The Singaporeans of today already make the monumental mistake of mistaking the present ‘singapore culture’ for the culture of all singaporeans as opposed to appreciating it as the culture that is left over after chinese culture is elevated and promoted over all others. That is why i personally welcome the influx of new foreigners (the singaporeans of today tend to be pretty amnesiac about their own origins - save the Malays whose ancestors are the original and non-foreign inhabitants of the country.) Perhaps, the infusion of different perspectives and a climate where the ‘chinese way’ isn’t the only highway, might do much in leading people to think out of the box. After all, the reason why Indians from the subcontinent are relatively quicker, logical, and multiangular thinkers is, largely, due to their being afforded the discomfort of having to re-evaluate norms given an ever-changing and highly variable cultural milieu.

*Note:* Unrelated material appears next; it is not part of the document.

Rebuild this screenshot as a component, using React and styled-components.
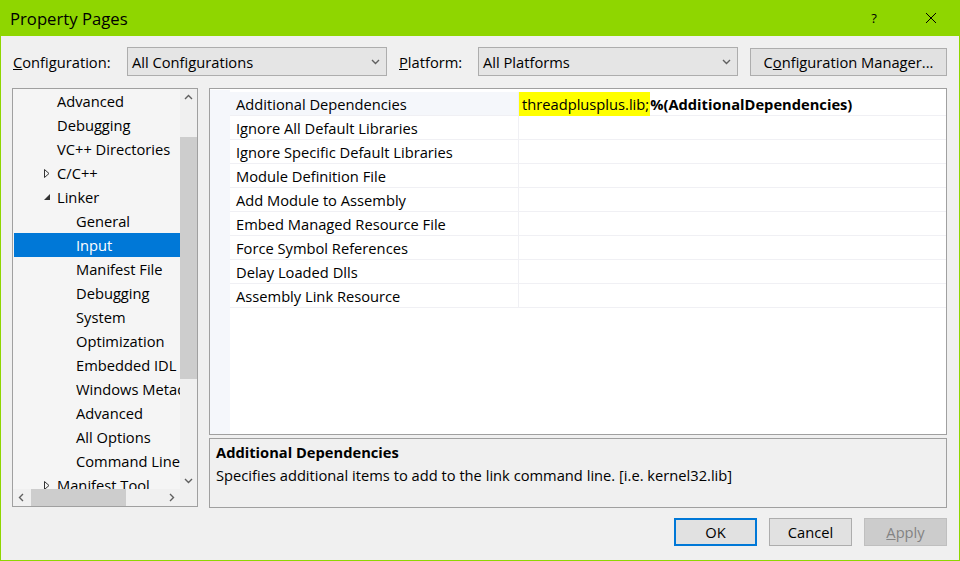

Whether an Indian is representing singapore in a global pageant means little to one who can’t get a job because s/he doesn’t speak Mandarin; or children who are continuously taught to undervalue themselves because the Chinese are preferred or cast in preferable roles and not others; or to those who chance uppon a tourist information board in Syed Alwi Road in Little India and are ‘informed‘ on all that the Chinese did there whilst the Indians are presented as mere props in a wholly Chinese theatre. This must be the beginning, not an excuse to not appreciate more.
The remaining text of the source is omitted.